- WHAT TO PRODUCE: Only the pictures are omitted; repeat all other data exactly.

>> BEGIN

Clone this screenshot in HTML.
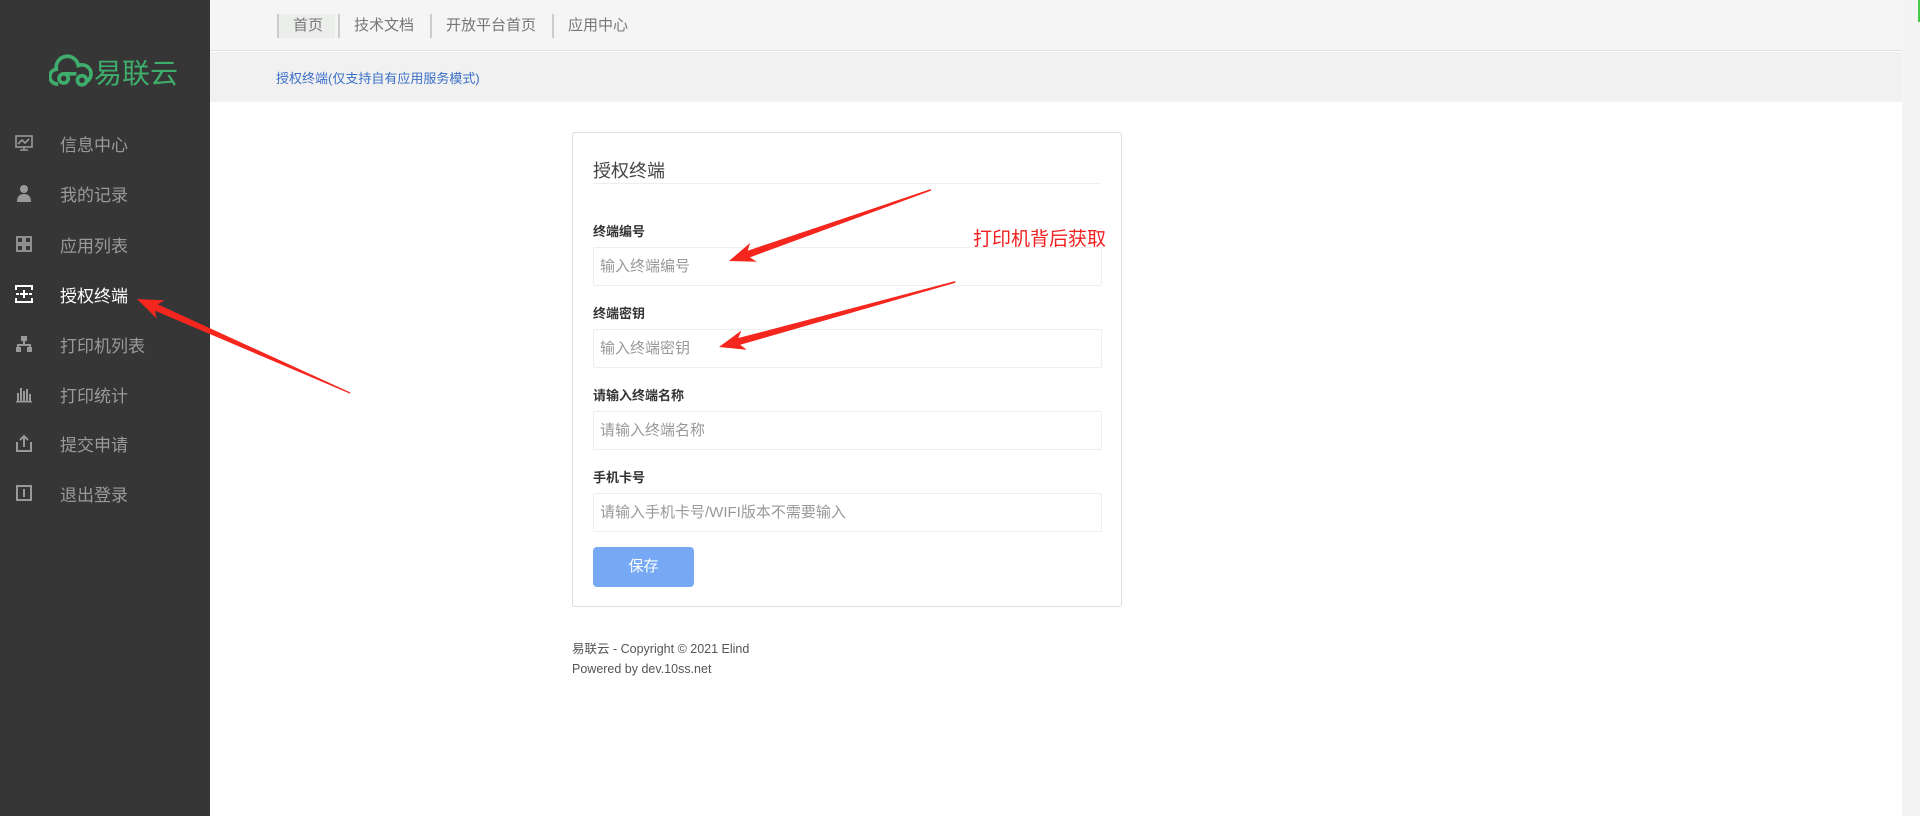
<!DOCTYPE html>
<html><head><meta charset="utf-8"><style>
*{margin:0;padding:0;box-sizing:border-box}
body{width:1920px;height:816px;overflow:hidden;background:#fff;font-family:"Liberation Sans","Noto Sans CJK SC",sans-serif;position:relative}
.side{position:absolute;left:0;top:0;width:210px;height:816px;background:#363636}
.logo{position:absolute;left:49px;top:52px;color:#3fae6c;font-size:28px;display:flex;align-items:center;gap:1px}
.mi{position:absolute;left:0;width:210px;height:40px;display:flex;align-items:center;color:#9a9a9a;font-size:17px}
.mi svg{position:absolute;left:15px;width:18px;height:18px}
.mi span{position:absolute;left:60px}
.mi.act{color:#fff}
.top{position:absolute;left:210px;top:0;right:18px;height:51px;background:#f4f5f4;border-bottom:1px solid #e2e3e2}
.nav{position:absolute;top:14px;height:24px;font-size:15px;color:#777;border-left:2px solid #ccc;padding-left:14px;line-height:24px}
.crumb{position:absolute;left:210px;top:52px;right:18px;height:50px;background:#f0f1f0}
.crumb span{position:absolute;left:66px;top:16px;font-size:13px;color:#3c6fc7}
.card{position:absolute;left:572px;top:132px;width:550px;height:475px;border:1px solid #ddd;border-radius:3px;background:#fff}
.ttl{position:absolute;left:20px;top:24px;font-size:18px;color:#444}
.hr{position:absolute;left:20px;right:20px;top:50px;border-top:1px solid #eee}
.lb{position:absolute;left:20px;font-size:13px;font-weight:bold;color:#333}
.in{position:absolute;left:20px;width:509px;height:39px;border:1px solid #eee;border-radius:2px;font-size:15px;color:#999;padding-left:6px;line-height:37px}
.btn{position:absolute;left:20px;top:414px;width:101px;height:40px;background:#77a8f4;border-radius:4px;color:#fff;font-size:15px;text-align:center;line-height:40px}
.foot{position:absolute;left:572px;top:639px;font-size:12.5px;color:#555;line-height:20px}
.scroll{position:absolute;right:0;top:0;width:18px;height:816px;background:#f4f4f4}
</style></head><body>
<div class="side">
 <div class="logo"><svg width="44" height="36" viewBox="0 0 48 38" fill="none" stroke="#3fae6c" stroke-width="4"><path d="M10 32 A8 8 0 0 1 8 16 A12 12 0 0 1 32 12 A9 9 0 0 1 40 30"/><circle cx="16" cy="26" r="5"/><circle cx="36" cy="28" r="5"/><path d="M16 21 L30 21"/></svg><span>易联云</span></div>
 <div class="mi" style="top:123px"><svg viewBox="0 0 18 18" fill="none" stroke="#999" stroke-width="1.6"><rect x="1" y="2" width="16" height="11"/><path d="M3 10l4-4 3 3 4-4M9 13v3M5 16h8"/></svg><span>信息中心</span></div>
 <div class="mi" style="top:173px"><svg viewBox="0 0 18 18" fill="#999"><circle cx="9" cy="5" r="4"/><path d="M2 18c0-6 3-8 7-8s7 2 7 8z"/></svg><span>我的记录</span></div>
 <div class="mi" style="top:224px"><svg viewBox="0 0 18 18" fill="none" stroke="#999" stroke-width="1.8"><rect x="2" y="2" width="6" height="6"/><rect x="10" y="2" width="6" height="6"/><rect x="2" y="10" width="6" height="6"/><rect x="10" y="10" width="6" height="6"/></svg><span>应用列表</span></div>
 <div class="mi act" style="top:274px"><svg viewBox="0 0 18 18" fill="none" stroke="#fff" stroke-width="2"><path d="M1 5V1h16v4M1 13v4h16v-4M1 9h3M14 9h3M9 5v8M5 9h8"/></svg><span>授权终端</span></div>
 <div class="mi" style="top:324px"><svg viewBox="0 0 18 18" fill="#999"><rect x="6" y="1" width="6" height="5"/><rect x="1" y="12" width="5" height="5"/><rect x="12" y="12" width="5" height="5"/><path d="M8 6h2v3h6v3h-2v-1H4v1H2V9h6z"/></svg><span>打印机列表</span></div>
 <div class="mi" style="top:374px"><svg viewBox="0 0 18 18" fill="#999"><rect x="2" y="8" width="2" height="8"/><rect x="5" y="3" width="2" height="13"/><rect x="8" y="6" width="2" height="10"/><rect x="11" y="4" width="2" height="12"/><rect x="14" y="9" width="2" height="7"/><rect x="1" y="16" width="16" height="1.5"/></svg><span>打印统计</span></div>
 <div class="mi" style="top:423px"><svg viewBox="0 0 18 18" fill="none" stroke="#999" stroke-width="2"><path d="M2 8v9h14V8M9 13V2M5 6l4-4 4 4"/></svg><span>提交申请</span></div>
 <div class="mi" style="top:473px"><svg viewBox="0 0 18 18" fill="none" stroke="#999" stroke-width="2"><rect x="2" y="2" width="14" height="14"/><path d="M9 5v8"/></svg><span>退出登录</span></div>
</div>
<div class="top">
 <div class="nav" style="left:67px;background:#eceeec;width:58px">首页</div>
 <div class="nav" style="left:128px">技术文档</div>
 <div class="nav" style="left:220px">开放平台首页</div>
 <div class="nav" style="left:342px">应用中心</div>
</div>
<div class="crumb"><span>授权终端(仅支持自有应用服务模式)</span></div>
<div class="card">
 <div class="ttl">授权终端</div><div class="hr"></div>
 <div class="lb" style="top:88px">终端编号</div><div class="in" style="top:114px">输入终端编号</div>
 <div class="lb" style="top:170px">终端密钥</div><div class="in" style="top:196px">输入终端密钥</div>
 <div class="lb" style="top:252px">请输入终端名称</div><div class="in" style="top:278px">请输入终端名称</div>
 <div class="lb" style="top:334px">手机卡号</div><div class="in" style="top:360px">请输入手机卡号/WIFI版本不需要输入</div>
 <div class="btn">保存</div>
</div>
<div class="foot">易联云 - Copyright © 2021 Elind<br>Powered by dev.10ss.net</div>
<div style="position:absolute;left:973px;top:224px;font-size:19px;color:#f02020">打印机背后获取</div>
<svg style="position:absolute;left:0;top:0" width="1920" height="816">
<g fill="#f5261e">
<polygon transform="translate(137,299) rotate(23.8)" points="0,0 26,-10 21,-3.5 233,-0.6 233,0.6 21,3.5 26,10"/>
<polygon transform="translate(729,261) rotate(-19.4)" points="0,0 26,-10 21,-3.5 214,-0.8 214,0.8 21,3.5 26,10"/>
<polygon transform="translate(719,347) rotate(-15.4)" points="0,0 26,-10 21,-3.5 245,-0.8 245,0.8 21,3.5 26,10"/>
</g></svg>
<div class="scroll"><div style="position:absolute;left:16px;top:0;width:2px;height:22px;background:#4c4"></div></div>
</body></html>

>> END

- WRITTEN ANSWER:
Clone this screenshot in HTML.
<!DOCTYPE html>
<html><head><meta charset="utf-8"><style>
*{margin:0;padding:0;box-sizing:border-box}
body{width:1920px;height:816px;overflow:hidden;background:#fff;font-family:"Liberation Sans","Noto Sans CJK SC",sans-serif;position:relative}
.side{position:absolute;left:0;top:0;width:210px;height:816px;background:#363636}
.logo{position:absolute;left:49px;top:52px;color:#3fae6c;font-size:28px;display:flex;align-items:center;gap:1px}
.mi{position:absolute;left:0;width:210px;height:40px;display:flex;align-items:center;color:#9a9a9a;font-size:17px}
.mi svg{position:absolute;left:15px;width:18px;height:18px}
.mi span{position:absolute;left:60px}
.mi.act{color:#fff}
.top{position:absolute;left:210px;top:0;right:18px;height:51px;background:#f4f5f4;border-bottom:1px solid #e2e3e2}
.nav{position:absolute;top:14px;height:24px;font-size:15px;color:#777;border-left:2px solid #ccc;padding-left:14px;line-height:24px}
.crumb{position:absolute;left:210px;top:52px;right:18px;height:50px;background:#f0f1f0}
.crumb span{position:absolute;left:66px;top:16px;font-size:13px;color:#3c6fc7}
.card{position:absolute;left:572px;top:132px;width:550px;height:475px;border:1px solid #ddd;border-radius:3px;background:#fff}
.ttl{position:absolute;left:20px;top:24px;font-size:18px;color:#444}
.hr{position:absolute;left:20px;right:20px;top:50px;border-top:1px solid #eee}
.lb{position:absolute;left:20px;font-size:13px;font-weight:bold;color:#333}
.in{position:absolute;left:20px;width:509px;height:39px;border:1px solid #eee;border-radius:2px;font-size:15px;color:#999;padding-left:6px;line-height:37px}
.btn{position:absolute;left:20px;top:414px;width:101px;height:40px;background:#77a8f4;border-radius:4px;color:#fff;font-size:15px;text-align:center;line-height:40px}
.foot{position:absolute;left:572px;top:639px;font-size:12.5px;color:#555;line-height:20px}
.scroll{position:absolute;right:0;top:0;width:18px;height:816px;background:#f4f4f4}
</style></head><body>
<div class="side">
 <div class="logo"><svg width="44" height="36" viewBox="0 0 48 38" fill="none" stroke="#3fae6c" stroke-width="4"><path d="M10 32 A8 8 0 0 1 8 16 A12 12 0 0 1 32 12 A9 9 0 0 1 40 30"/><circle cx="16" cy="26" r="5"/><circle cx="36" cy="28" r="5"/><path d="M16 21 L30 21"/></svg><span>易联云</span></div>
 <div class="mi" style="top:123px"><svg viewBox="0 0 18 18" fill="none" stroke="#999" stroke-width="1.6"><rect x="1" y="2" width="16" height="11"/><path d="M3 10l4-4 3 3 4-4M9 13v3M5 16h8"/></svg><span>信息中心</span></div>
 <div class="mi" style="top:173px"><svg viewBox="0 0 18 18" fill="#999"><circle cx="9" cy="5" r="4"/><path d="M2 18c0-6 3-8 7-8s7 2 7 8z"/></svg><span>我的记录</span></div>
 <div class="mi" style="top:224px"><svg viewBox="0 0 18 18" fill="none" stroke="#999" stroke-width="1.8"><rect x="2" y="2" width="6" height="6"/><rect x="10" y="2" width="6" height="6"/><rect x="2" y="10" width="6" height="6"/><rect x="10" y="10" width="6" height="6"/></svg><span>应用列表</span></div>
 <div class="mi act" style="top:274px"><svg viewBox="0 0 18 18" fill="none" stroke="#fff" stroke-width="2"><path d="M1 5V1h16v4M1 13v4h16v-4M1 9h3M14 9h3M9 5v8M5 9h8"/></svg><span>授权终端</span></div>
 <div class="mi" style="top:324px"><svg viewBox="0 0 18 18" fill="#999"><rect x="6" y="1" width="6" height="5"/><rect x="1" y="12" width="5" height="5"/><rect x="12" y="12" width="5" height="5"/><path d="M8 6h2v3h6v3h-2v-1H4v1H2V9h6z"/></svg><span>打印机列表</span></div>
 <div class="mi" style="top:374px"><svg viewBox="0 0 18 18" fill="#999"><rect x="2" y="8" width="2" height="8"/><rect x="5" y="3" width="2" height="13"/><rect x="8" y="6" width="2" height="10"/><rect x="11" y="4" width="2" height="12"/><rect x="14" y="9" width="2" height="7"/><rect x="1" y="16" width="16" height="1.5"/></svg><span>打印统计</span></div>
 <div class="mi" style="top:423px"><svg viewBox="0 0 18 18" fill="none" stroke="#999" stroke-width="2"><path d="M2 8v9h14V8M9 13V2M5 6l4-4 4 4"/></svg><span>提交申请</span></div>
 <div class="mi" style="top:473px"><svg viewBox="0 0 18 18" fill="none" stroke="#999" stroke-width="2"><rect x="2" y="2" width="14" height="14"/><path d="M9 5v8"/></svg><span>退出登录</span></div>
</div>
<div class="top">
 <div class="nav" style="left:67px;background:#eceeec;width:58px">首页</div>
 <div class="nav" style="left:128px">技术文档</div>
 <div class="nav" style="left:220px">开放平台首页</div>
 <div class="nav" style="left:342px">应用中心</div>
</div>
<div class="crumb"><span>授权终端(仅支持自有应用服务模式)</span></div>
<div class="card">
 <div class="ttl">授权终端</div><div class="hr"></div>
 <div class="lb" style="top:88px">终端编号</div><div class="in" style="top:114px">输入终端编号</div>
 <div class="lb" style="top:170px">终端密钥</div><div class="in" style="top:196px">输入终端密钥</div>
 <div class="lb" style="top:252px">请输入终端名称</div><div class="in" style="top:278px">请输入终端名称</div>
 <div class="lb" style="top:334px">手机卡号</div><div class="in" style="top:360px">请输入手机卡号/WIFI版本不需要输入</div>
 <div class="btn">保存</div>
</div>
<div class="foot">易联云 - Copyright © 2021 Elind<br>Powered by dev.10ss.net</div>
<div style="position:absolute;left:973px;top:224px;font-size:19px;color:#f02020">打印机背后获取</div>
<svg style="position:absolute;left:0;top:0" width="1920" height="816">
<g fill="#f5261e">
<polygon transform="translate(137,299) rotate(23.8)" points="0,0 26,-10 21,-3.5 233,-0.6 233,0.6 21,3.5 26,10"/>
<polygon transform="translate(729,261) rotate(-19.4)" points="0,0 26,-10 21,-3.5 214,-0.8 214,0.8 21,3.5 26,10"/>
<polygon transform="translate(719,347) rotate(-15.4)" points="0,0 26,-10 21,-3.5 245,-0.8 245,0.8 21,3.5 26,10"/>
</g></svg>
<div class="scroll"><div style="position:absolute;left:16px;top:0;width:2px;height:22px;background:#4c4"></div></div>
</body></html>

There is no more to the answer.